I’ve also had a chance encounter with two additions to the Optical Disc Corner in the form of two Imation DVD retail discs that I salvaged from being disposed of. No big deal by comparison to the hard disk updates but an update nonetheless.
Conclusion
There’s always lots of content to put up … but the time needed is enormous. The downtime really put a roadblock up last week, so now I’m playing catch-up, but things should well get back to normal as soon as I have the time. In the interim, work has been absurdly busy and there are reviews and tests happening in the background. I’m also part of a “Save the Bees” design challenge over at element14 which will take some more time away from me. As usual, I’ll be posting whenever I can, but chances are that it will be erratic.
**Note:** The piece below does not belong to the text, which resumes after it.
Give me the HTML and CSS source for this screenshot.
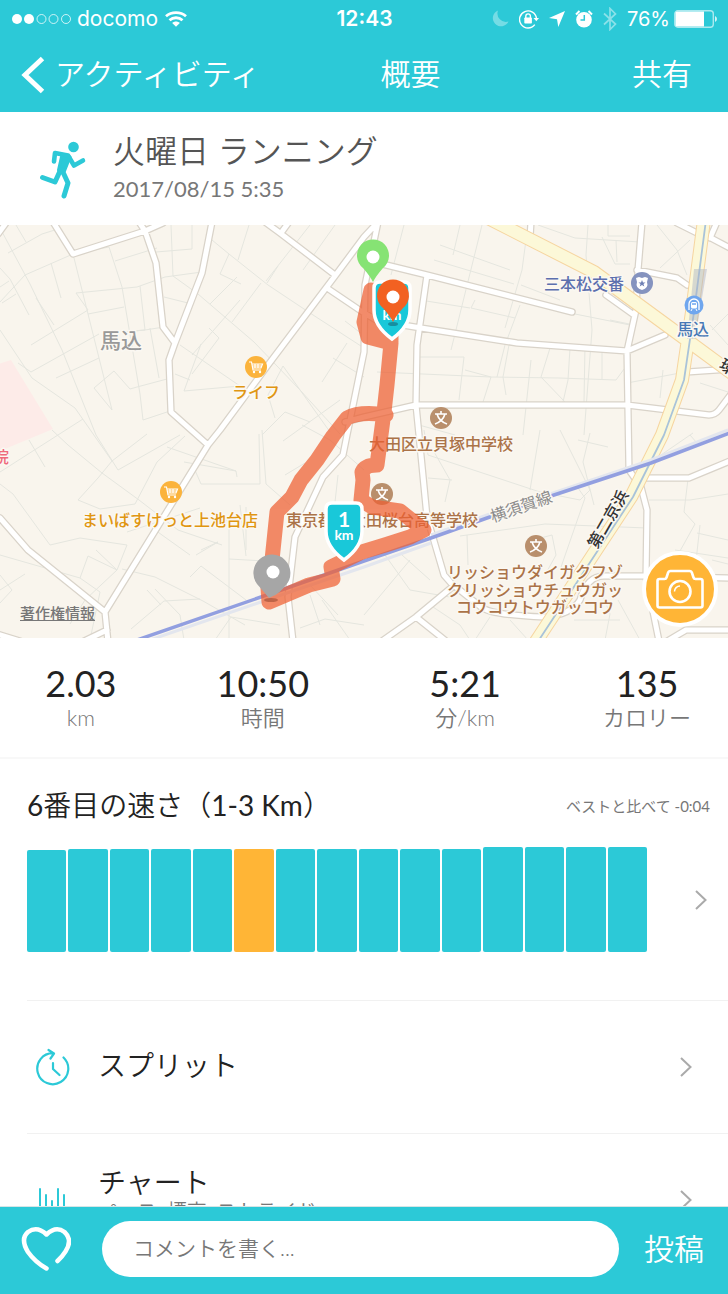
FILE: index.html
```html
<!DOCTYPE html>
<html lang="ja">
<head>
    <meta charset="UTF-8">
    <meta name="viewport" content="width=device-width, initial-scale=1.0">
    <title>概要</title>
    <link rel="stylesheet" href="styles.css">
</head>
<body>
    <header class="header">
        <div class="status-bar">
            <div class="status-left">
                <svg class="signal" width="60" height="12" viewBox="0 0 60 12">
                    <g fill="#fff"><circle cx="5" cy="6" r="5"/><circle cx="17" cy="6" r="5"/></g>
                    <g fill="none" stroke="#fff" stroke-opacity=".75"><circle cx="29.500" cy="6" r="4.500"/><circle cx="41.500" cy="6" r="4.500"/><circle cx="54" cy="6" r="4.500"/></g>
                </svg>
                <span>docomo</span>
                <svg class="wifi" width="22" height="16" viewBox="0 0 22 16" fill="none" stroke="#fff" stroke-width="2.800">
                    <path d="M1 5.200C6.500 .4 15.500 .4 21 5.200M4.500 9.300C8.200 5.900 13.800 5.900 17.500 9.300"/>
                    <path d="M11 15.800L7.200 12C9.300 10 12.700 10 14.800 12Z" fill="#fff" stroke="none"/>
                </svg>
            </div>
            <span class="time">12:43</span>
            <div class="status-right">
                <svg width="17" height="17" viewBox="0 0 17 17"><path d="M6 .5A8.200 8.200 0 1 0 16.500 11.500A8.500 8.500 0 0 1 6 .5Z" fill="#fff" opacity=".35"/></svg>
                <svg width="20" height="20" viewBox="0 0 20 20">
                    <path d="M15.800 15.600A8.500 8.500 0 1 1 17.500 9.500" fill="none" stroke="#fff" stroke-width="1.400"/>
                    <path d="M14.500 9H20L17.300 12.300Z" fill="#fff"/>
                    <rect x="5.300" y="8.500" width="7.600" height="6" rx=".8" fill="#fff"/>
                    <path d="M6.800 9V7.200a2.300 2.300 0 0 1 4.600 0V9" fill="none" stroke="#fff" stroke-width="1.400"/>
                </svg>
                <svg width="16" height="16" viewBox="0 0 16 16"><path d="M16 0L9.300 16L8 8.200L0 7Z" fill="#fff"/></svg>
                <svg width="18" height="18" viewBox="0 0 18 18">
                    <circle cx="9" cy="9.800" r="7.800" fill="#fff"/>
                    <path d="M1 4.500L4.500 1M17 4.500L13.500 1" stroke="#fff" stroke-width="2"/>
                    <path d="M9.300 5V10H5.500" fill="none" stroke="#2cc9d7" stroke-width="1.500"/>
                </svg>
                <svg width="14" height="24" viewBox="0 0 14 24"><path d="M1 6.500L12.500 17L7 22.500V1.500L12.500 7L1 17.500" fill="none" stroke="#fff" stroke-width="1.700" opacity=".45"/></svg>
                <span class="percent">76%</span>
                <svg width="43" height="18" viewBox="0 0 43 18">
                    <rect x=".8" y=".8" width="38.500" height="16.400" rx="3" fill="none" stroke="#fff" stroke-opacity=".6" stroke-width="1.400"/>
                    <path d="M3 1.500H30V16.500H3Q1.500 16.500 1.500 15V3Q1.500 1.500 3 1.500Z" fill="#fff"/>
                    <path d="M41 6Q43 7 43 9T41 12Z" fill="#fff" opacity=".8"/>
                </svg>
            </div>
        </div>
        <nav class="nav">
            <a class="back" href="#activity">
                <svg width="24" height="38" viewBox="0 0 24 38"><path d="M21.500 2.500L4 19L21.500 35.500" fill="none" stroke="#fff" stroke-width="5"/></svg>
                <span class="nav-label">アクティビティ</span>
            </a>
            <h1 class="nav-label">概要</h1>
            <button class="share nav-label" type="button">共有</button>
        </nav>
    </header>

    <main class="content">
        <section class="activity">
            <svg class="runner" width="48" height="60" viewBox="0 0 48 60" fill="none" stroke="#2cc9d7" stroke-linecap="round" stroke-linejoin="round">
                <circle cx="33.500" cy="8" r="5.300" fill="#2cc9d7" stroke="none"/>
                <path d="M14 22.500L15 14L28 16.500L34 26.500L43 21.500" stroke-width="4.600"/>
                <path d="M22 15.500L30 18L24.500 32L18.500 31Z" fill="#2cc9d7" stroke-width="3"/>
                <path d="M20.500 31L15 43L2.500 38.500M22 31L28 44L24 57" stroke-width="5"/>
            </svg>
            <div>
                <h2>火曜日 ランニング</h2>
                <p class="date">2017/08/15 5:35</p>
            </div>
        </section>

        <section class="map">
            <svg class="map-canvas" viewBox="0 225 728 413" preserveAspectRatio="xMidYMid slice">
                <rect y="225" width="728" height="413" fill="#f9f5ed"/>
                <path d="M-2 364L11 360L53 429L0 451Z" fill="#fdebe8"/>

                <!-- small streets -->
                <g fill="none" stroke="#e5e6df">
                    <path d="M0 228L30 284L62 350L96 435L118 470M0 302L25 275L73 254L109 247M16 225L26 242M8 253L42 234L58 229M0 268L10 279L29 315M2 303L16 294M9 281L0 287M31 345L88 310L76 293L137 287L165 277L202 272M0 330L32 378L75 408L112 461L147 434M51 263L61 298M73 254L112 410L94 388L114 371L130 389L137 387L167 379M109 247L122 287L140 394L143 420L170 411M115 261L157 248M88 314L124 307M18 363L31 372L99 334M54 325L36 298M56 378L99 358M140 286L145 330L122 332L145 330L164 327M150 328L159 378M164 297L188 303M171 225L173 276L198 294L254 342L300 390L340 434M192 225V249L156 252M212 240L229 254L220 274L241 284M249 225L238 260M229 254L268 285L310 313L364 348M237 277L210 304M261 283L232 322M278 266L267 283M310 225L266 281M335 225L303 270M175 374L190 380M180 345L240 386L184 391L201 344M209 328L219 338L192 374M240 300L192 355M283 366L330 432M283 366L268 395L275 418M262 435L285 412L310 422M347 343L322 382M345 321L362 334M333 358L364 377"/>
                    <path d="M0 484L13 494L50 545L80 538L127 545L117 570L88 556L80 578L0 555M29 440L45 467M0 472L83 419M52 430L68 445L102 473L139 500L178 530L222 545M78 500L100 509L135 504L157 462L185 436M112 461L98 478L78 500M118 470L180 435M184 462L236 471L237 477M167 447L236 471M194 468L201 484H260L259 434M262 430L266 484L290 505M211 511L229 522V640M240 505L246 556M201 550L218 542L196 555M190 577L201 566L246 600M127 532L200 508M122 569L155 577L203 601L245 625M96 550L117 570L85 600L70 624M80 578L100 592L90 640M0 590L25 574M0 603L12 590L0 575M131 629L164 601L200 599M155 530L190 555M155 589L180 615L184 640M161 605L147 590M215 640L231 617L280 625M246 507V550M229 559L265 561M302 425L330 440L364 470M283 441L340 400M285 475L305 463"/>
                    <path d="M404 225L391 275M440 245L510 270M434 260L514 284M482 225L451 350M505 328L522 270L528 225M521 285L560 300M570 313L630 325M538 225L575 238L640 242M588 225L586 255L592 330L584 435M608 225V236H630M602 237L615 264H630M616 240L617 262M471 308L515 318M475 300L471 308M520 305L505 345L497 377M419 357H464L459 400M465 370L491 377L559 378L616 380L627 365M377 372L491 377L483 402M509 345L503 377L506 395M550 348L541 377L565 402M570 348L568 380L563 402M585 345L584 402M602 350V380M627 383L680 373M610 320L634 325M663 370L660 398M657 225L677 250L687 275M690 240L660 268M419 425L455 435M710 325L728 345M712 330L728 314M700 383L728 392M460 225L453 255M531 360L523 435M420 300L470 308"/>
                    <path d="M424 430L428 455L540 492L580 500L590 490L560 430M433 450L450 480L445 502M428 478L452 480M590 433L583 462L594 505M540 430L530 490M578 440L608 447M467 535L468 565M460 536L545 524L647 528M364 615L410 560M385 555L410 590L450 597M402 555L430 580M533 540L552 535L556 555L545 575M578 488L585 498L560 570M661 455L693 433M649 500H690L728 494M688 479L684 512L695 524L675 560M697 533L728 540M700 525L695 570M675 550L728 558M690 435L697 443L728 430M712 560L728 564M574 620H620M600 588L610 614L605 640M618 600L640 640M490 617L475 640M510 620L528 640M430 605L460 625L470 640M300 628L325 619L364 625M322 600L350 640M310 595L320 625M310 585L338 615M338 475L333 520M340 520L364 530"/>
                </g>

                <!-- main streets, grey casing under white -->
                <defs>
                    <path id="roads" d="M6 223L-2 234M53 222L73 254L145 231L163 223M139 222L145 231L156 263L163 327L175 343L169 360L171 412L208 445M212 222L202 273L175 343M378 222L364 237L335 276L268 365L220 430L208 445L105 612L108 642M0 518L28 550L105 612M-3 634L20 641M80 643L107 630M265 222L280 233L335 275M289 222L281 233M327 288L364 313L378 321L421 328L517 343L627 351L665 335M374 262L427 275L572 312M427 275L417 345L416 405L419 435L427 517L444 575L451 583L481 607Q491 615 544 617Q571 615 580 600Q587 576 604 576H647L728 578M345 422L364 417L416 405H627L709 415Q715 415 719 410L732 393M642 222L638 270L636 310L627 351L629 470L641 487L647 510L646 577L659 641M606 295L634 315M637 270L677 278L687 285M677 223L697 233M709 237L730 248M717 222L710 238M687 372L730 369M531 222L530 238M646 478H689L730 461M382 641L416 617L451 588M416 617L446 641M664 643L686 630H730M378 222L365 285L364 352L347 435L343 455L323 477L295 537L288 597L293 641"/>
                    <path id="highways" d="M486 217L594 272L684 338L737 377M704 220L692 312L682 380L662 435L631 497L535 643"/>
                </defs>
                <g fill="none" stroke-linecap="round" stroke-linejoin="round">
                    <use href="#roads" stroke="#d9d3c9" stroke-width="7.500"/>
                    <use href="#roads" stroke="#fff" stroke-width="5"/>
                    <use href="#highways" stroke="#f6d5a0" stroke-width="14"/>
                    <use href="#highways" stroke="#fcf8d8" stroke-width="12"/>
                    <path d="M706 220L694 312L684 380L664 435L633 497L537 643" stroke="#a9c3d9" stroke-width="1.800"/>
                </g>
                <path d="M694 269H707L695 339H687Z" fill="#a9b2c5" opacity=".45"/>

                <!-- railway -->
                <path d="M150 640L287 593L364 567L431 543M431 535L487 515L651 460L728 430" fill="none" stroke="#e3e6ee" stroke-width="3"/>
                <path d="M137 640L287 588L364 561L431 538L487 518L554 495L651 463L732 432" fill="none" stroke="#929fe0" stroke-width="3.500"/>

                <g class="map-text">
                    <text class="place" x="121" y="348">馬込</text>
                    <text class="shop" x="256" y="398">ライフ</text>
                    <text class="shop" x="170" y="526">まいばすけっと上池台店</text>
                    <text class="police" x="584" y="290">三本松交番</text>
                    <text class="station" x="693" y="335">馬込</text>
                    <text class="school" x="441" y="450">大田区立貝塚中学校</text>
                    <text class="school" x="382" y="526">東京都立大田桜台高等学校</text>
                    <text class="school" x="535" y="578">リッショウダイガクフゾ</text>
                    <text class="school" x="535" y="596">クリッショウチュウガッ</text>
                    <text class="school" x="535" y="613">コウコウトウガッコウ</text>
                    <text class="hospital" x="1" y="463">院</text>
                    <text class="rail" transform="translate(523 512) rotate(-19)">横須賀線</text>
                    <text class="highway" transform="translate(613 522) rotate(-60)">第二京浜</text>
                    <text class="highway" transform="translate(725 372) rotate(30)">環</text>
                </g>

                <!-- points of interest -->
                <defs>
                    <g id="shop">
                        <circle r="11" fill="#fbb33c"/>
                        <path d="M-7 -5H-4.500L-3 3H5M-4 -3H6.500L5 1H-3M-1 -3V1M2 -3V1M-4 -1H6" fill="none" stroke="#fff" stroke-width="1.200"/>
                        <circle cx="-2" cy="5" r="1.200" fill="#fff"/><circle cx="4" cy="5" r="1.200" fill="#fff"/>
                    </g>
                    <g id="school">
                        <circle r="11" fill="#b98f6c"/>
                        <path d="M0 -7V-4M-6 -4H6M-4 -4Q-2 3 6 6M4 -4Q2 3 -6 6" fill="none" stroke="#fff" stroke-width="1.600"/>
                    </g>
                </defs>
                <use href="#shop" x="256" y="367"/>
                <use href="#shop" x="171" y="492"/>
                <use href="#school" x="441" y="418"/>
                <use href="#school" x="382" y="494"/>
                <use href="#school" x="536" y="546"/>
                <g transform="translate(642 283)">
                    <circle r="11" fill="#8593bf"/>
                    <path d="M-6 -5L-3 -6L0 -5L3 -6L6 -5L5 -1Q7 5 0 7Q-7 5 -5 -1Z" fill="#fff"/>
                    <path d="M0 -3L1 -.5H3.500L1.500 1L2.300 3.500L0 2L-2.300 3.500L-1.500 1L-3.500 -.5H-1Z" fill="#6f80b4"/>
                </g>
                <g transform="translate(694 305)">
                    <circle r="9.500" fill="#6fa6ee"/>
                    <path d="M-5 5V-1A5 5 0 0 1 5 -1V5" fill="none" stroke="#fff" stroke-width="1.300"/>
                    <rect x="-3" y="-3" width="6" height="6.500" rx="1.500" fill="#fff"/>
                    <path d="M-2 -1H2" stroke="#6fa6ee" stroke-width="1.500"/>
                    <path d="M-2 4L-3 6M2 4L3 6" stroke="#fff"/>
                </g>

                <!-- run track -->
                <g fill="none" stroke="#ee5f32" stroke-width="15" stroke-linejoin="round" stroke-linecap="round" opacity=".72">
                    <path d="M371 290L364 322L368 337L391 343L387 385L384 412L377 465Q365 465 362 472L363 480L361 500L372 507L400 511L424 530L410 537L385 545L362 552L331 567L333 579L309 585L269 602L268 588L272 560L277 512L292 497L301 480L317 460L333 436L347 418Q360 411 386 415"/>
                    <path d="M375 290L374 322L391 340V315"/>
                </g>

                <!-- kilometre shields and pins -->
                <defs>
                    <path id="shield" d="M-12 -28H12Q18 -28 18 -22V0Q18 16 0 29Q-18 16 -18 0V-22Q-18 -28 -12 -28Z" fill="#19c8d9" stroke="#fff" stroke-width="3.500"/>
                    <path id="pin" d="M0 25Q-3 19 -10 11A16 16 0 1 1 10 11Q3 19 0 25Z"/>
                </defs>
                <g class="shield-text">
                    <use href="#shield" x="344" y="531"/>
                    <text class="number" x="344" y="527">1</text>
                    <text class="unit" x="344" y="540">km</text>
                    <use href="#shield" x="392" y="310"/>
                    <text class="unit" x="392" y="320">km</text>
                </g>
                <ellipse cx="393" cy="324" rx="5" ry="2" fill="#168fa0"/>
                <ellipse cx="271" cy="600" rx="7" ry="2" fill="#9d4c34" opacity=".6"/>
                <use href="#pin" x="373" y="257" fill="#86e374"/>
                <circle cx="373" cy="257" r="6.500" fill="#fff"/>
                <use href="#pin" x="393" y="297" fill="#f26122"/>
                <circle cx="393" cy="297" r="6.500" fill="#fff"/>
                <path d="M269 598Q264 592 257 584A18.500 18.500 0 1 1 286 585Q279 594 273 596Z" fill="#a6a6a6"/>
                <circle cx="273" cy="572" r="6.500" fill="#fff"/>
            </svg>
            <a class="legal" href="#legal">著作権情報</a>
            <button class="camera" type="button" aria-label="写真を撮る">
                <svg width="48" height="40" viewBox="0 0 48 40" fill="none" stroke="#fff" stroke-width="2.600" stroke-linejoin="round">
                    <path d="M3.500 10H8.500Q10 10 10.500 8.500L12 4Q12.500 2 14.500 2H33.500Q35.500 2 36 4L37.500 8.500Q38 10 39.500 10H44.500Q46.500 10 46.500 12V36.500Q46.500 38.500 44.500 38.500H3.500Q1.500 38.500 1.500 36.500V12Q1.500 10 3.500 10Z"/>
                    <circle cx="24" cy="22.500" r="10.500"/>
                    <path d="M18.500 22.500A5.500 5.500 0 0 1 24 17" stroke-width="1.500"/>
                </svg>
            </button>
        </section>

        <section class="stats">
            <div class="stat"><strong>2.03</strong><span>km</span></div>
            <div class="stat"><strong>10:50</strong><span>時間</span></div>
            <div class="stat"><strong>5:21</strong><span>分/km</span></div>
            <div class="stat"><strong>135</strong><span>カロリー</span></div>
        </section>

        <section class="ranking">
            <div class="ranking-head">
                <h3><b>6</b>番目の速さ（<b>1-3 Km</b>）</h3>
                <p>ベストと比べて -0:04</p>
            </div>
            <a class="ranking-body" href="#ranking" aria-label="ランキング">
                <div class="bars">
                    <span class="bar" style="height: 102px"></span>
                    <span class="bar" style="height: 103px"></span>
                    <span class="bar" style="height: 103px"></span>
                    <span class="bar" style="height: 103px"></span>
                    <span class="bar" style="height: 103px"></span>
                    <span class="bar current" style="height: 103px"></span>
                    <span class="bar" style="height: 103px"></span>
                    <span class="bar" style="height: 103px"></span>
                    <span class="bar" style="height: 103px"></span>
                    <span class="bar" style="height: 103px"></span>
                    <span class="bar" style="height: 103px"></span>
                    <span class="bar" style="height: 105px"></span>
                    <span class="bar" style="height: 105px"></span>
                    <span class="bar" style="height: 105px"></span>
                    <span class="bar" style="height: 105px"></span>
                </div>
                <svg class="chevron" width="12" height="20" viewBox="0 0 12 20"><path d="M1 1L10.500 10L1 19"/></svg>
            </a>
        </section>

        <a class="row" href="#splits">
            <svg class="row-icon" width="36" height="38" viewBox="0 0 36 38" fill="none" stroke="#2cc9d7" stroke-width="2.200" stroke-linecap="round" stroke-linejoin="round">
                <path d="M28.500 9.500A15.500 15.500 0 1 1 18 5.200M13.500 2L19 5.500L15.500 10.500M18 15V21L24.500 27"/>
            </svg>
            <span class="row-title">スプリット</span>
            <svg class="chevron" width="12" height="20" viewBox="0 0 12 20"><path d="M1 1L10.500 10L1 19"/></svg>
        </a>
        <a class="row" href="#charts">
            <svg class="row-icon" width="36" height="28" viewBox="0 0 36 28" stroke="#2cc9d7" stroke-width="2" stroke-linecap="round">
                <path d="M5 3V26M11 9V26M17 15V26M23 3V26M29 9V26"/>
            </svg>
            <span class="row-title">チャート<small>ペース, 標高, ストライド</small></span>
            <svg class="chevron" width="12" height="20" viewBox="0 0 12 20"><path d="M1 1L10.500 10L1 19"/></svg>
        </a>
    </main>

    <form class="comment-bar">
        <button class="like" type="button" aria-label="いいね">
            <svg width="50" height="46" viewBox="0 0 50 46" fill="none" stroke="#fff" stroke-width="4.500" stroke-linecap="round" stroke-linejoin="round">
                <path d="M25.500 42.500Q14 36 7 26Q-1 13 7 6Q16 -.5 25.500 8.500Q35 -.5 43.500 6Q52 14 44.500 25.500Q41 31 36.500 35"/>
            </svg>
        </button>
        <input type="text" placeholder="コメントを書く..." aria-label="コメント">
        <button class="post" type="submit">投稿</button>
    </form>
</body>
</html>
```
FILE: styles.css
```css
:root {
    --primary: #2cc9d7;
    --accent: #ffb536;
    --dark: #222;
    --gray: #777;
    --line: #f1f1f1;
}

* {
    margin: 0;
    padding: 0;
    box-sizing: border-box;
}

body {
    height: 100vh;
    display: flex;
    flex-direction: column;
    background: #fff;
    color: var(--dark);
    font-family: Lato, 'Noto Sans CJK JP', sans-serif;
    font-weight: 350;
}

a {
    color: inherit;
    text-decoration: none;
}

button {
    border: none;
    background: none;
    color: inherit;
    font: inherit;
    cursor: pointer;
}

svg {
    display: block;
    flex-shrink: 0;
}

h1, h2, h3 {
    font-weight: 350;
}

/* header */
.header {
    background: var(--primary);
    color: #fff;
}

.status-bar {
    display: grid;
    grid-template-columns: 1fr auto 1fr;
    align-items: center;
    height: 37px;
    padding: 0 11px 0 12px;
    font-family: Inter, sans-serif;
    font-size: 21px;
    font-weight: 400;
}

.status-left,
.status-right {
    display: flex;
    align-items: center;
}

.status-left {
    gap: 5px;
}

.wifi {
    margin-left: 2px;
}

.status-right {
    justify-content: flex-end;
    gap: 10px;
}

.percent {
    margin-right: -6px;
    font-size: 20px;
}

.time {
    font-weight: 600;
}

.nav {
    display: grid;
    grid-template-columns: 10fr auto 7fr;
    align-items: center;
    height: 75px;
    padding: 0 36px 0 21px;
    font-size: 30px;
}

.nav h1 {
    font-size: 30px;
}

.nav-label {
    padding-bottom: 6px;
}

.back {
    display: flex;
    align-items: center;
    gap: 10px;
}

.share {
    justify-self: end;
}

/* content */
.content {
    flex: 1;
    min-height: 0;
    overflow: hidden;
}

.activity {
    display: flex;
    align-items: center;
    gap: 25px;
    height: 113px;
    padding: 0 40px;
}

.activity h2 {
    color: #555;
    font-size: 32px;
    line-height: 40px;
}

.date {
    color: var(--gray);
    font-size: 22px;
    font-weight: 400;
    line-height: 36px;
}

.map {
    position: relative;
    height: 413px;
    overflow: hidden;
}

.map-canvas {
    width: 100%;
    height: 100%;
}

.map-text {
    font-family: 'Noto Sans CJK JP', sans-serif;
    font-size: 16px;
    font-weight: 500;
    text-anchor: middle;
    paint-order: stroke;
    stroke: #fbf8f2;
    stroke-width: 3px;
    stroke-linejoin: round;
}

.place {
    fill: #999;
    font-size: 21px;
}

.shop {
    fill: #e09612;
}

.police {
    fill: #5c6fae;
}

.station {
    fill: #4878b6;
}

.school {
    fill: #ab7348;
}

.hospital {
    fill: #ef6a7c;
}

.rail {
    fill: #8b8b8b;
    font-weight: 400;
}

.highway {
    fill: #333;
}

.shield-text {
    fill: #fff;
    font-weight: 700;
    text-anchor: middle;
}

.number {
    font-size: 21px;
}

.unit {
    font-size: 14px;
}

.legal {
    position: absolute;
    left: 20px;
    bottom: 14px;
    color: #777;
    font-size: 15px;
    font-weight: 500;
    line-height: 22px;
    text-decoration: underline;
}

.camera {
    position: absolute;
    right: 10px;
    bottom: 11px;
    display: flex;
    justify-content: center;
    align-items: center;
    width: 76px;
    height: 76px;
    border: 4px solid #fff;
    border-radius: 50%;
    background: var(--accent);
}

.stats {
    display: grid;
    grid-template-columns: 4fr 5fr 5fr 4fr;
    align-items: center;
    height: 121px;
    padding-top: 2px;
    border-bottom: 2px solid #f8f8f8;
    text-align: center;
}

.stat strong {
    display: block;
    font-size: 36px;
    font-weight: 400;
    line-height: 38px;
}

.stat span {
    display: block;
    color: var(--gray);
    font-size: 22px;
    line-height: 32px;
}

.ranking {
    height: 241px;
    padding: 24px 18px 0 27px;
}

.ranking-head {
    display: flex;
    justify-content: space-between;
    align-items: center;
}

.ranking-head h3 {
    font-size: 28px;
    line-height: 44px;
}

.ranking-head b {
    font-weight: 400;
}

.ranking-head p {
    color: var(--gray);
    font-size: 15px;
    font-weight: 400;
}

.ranking-body {
    display: flex;
    align-items: center;
    gap: 48px;
    margin-top: 20px;
    padding-right: 3px;
}

.bars {
    flex: 1;
    display: flex;
    align-items: flex-end;
    gap: 2px;
}

.bar {
    flex: 1;
    border-radius: 2px;
    background: var(--primary);
}

.bar.current {
    background: var(--accent);
}

.chevron {
    fill: none;
    stroke: #aaa;
    stroke-width: 2px;
}

.row {
    display: flex;
    align-items: center;
    height: 133px;
    margin-left: 27px;
    padding: 0 36px 0 8px;
    border-top: 1px solid var(--line);
}

.row-icon {
    margin-right: 27px;
}

.row-title {
    flex: 1;
    padding-bottom: 4px;
    font-size: 28px;
    line-height: 36px;
}

.row-title small {
    display: block;
    margin-bottom: 10px;
    color: var(--gray);
    font-size: 20px;
    line-height: 22px;
}

/* comment bar */
.comment-bar {
    display: flex;
    align-items: center;
    height: 88px;
    padding: 0 24px 3px 21px;
    border-top: 1px solid #d5e5e6;
    background: var(--primary);
    color: #fff;
}

.comment-bar input {
    flex: 1;
    min-width: 0;
    height: 56px;
    margin: 0 25px 0 31px;
    padding: 0 31px 4px;
    border: none;
    border-radius: 28px;
    outline: none;
    background: #fff;
    color: var(--dark);
    font: inherit;
    font-size: 21px;
}

.comment-bar input::placeholder {
    color: var(--gray);
}

.post {
    padding-bottom: 4px;
    font-size: 30px;
}
```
In the meantime, sorry for the downtime, but unexpected things just happen and this was definitely not foreseen. It’s not something to be happy or proud about, but I’m glad that I didn’t have to do anything to have it come back up. I do feel a bit sorry for the crew having been given this stress on a Sunday morning … but I suppose that’s also part of the sysadmin life.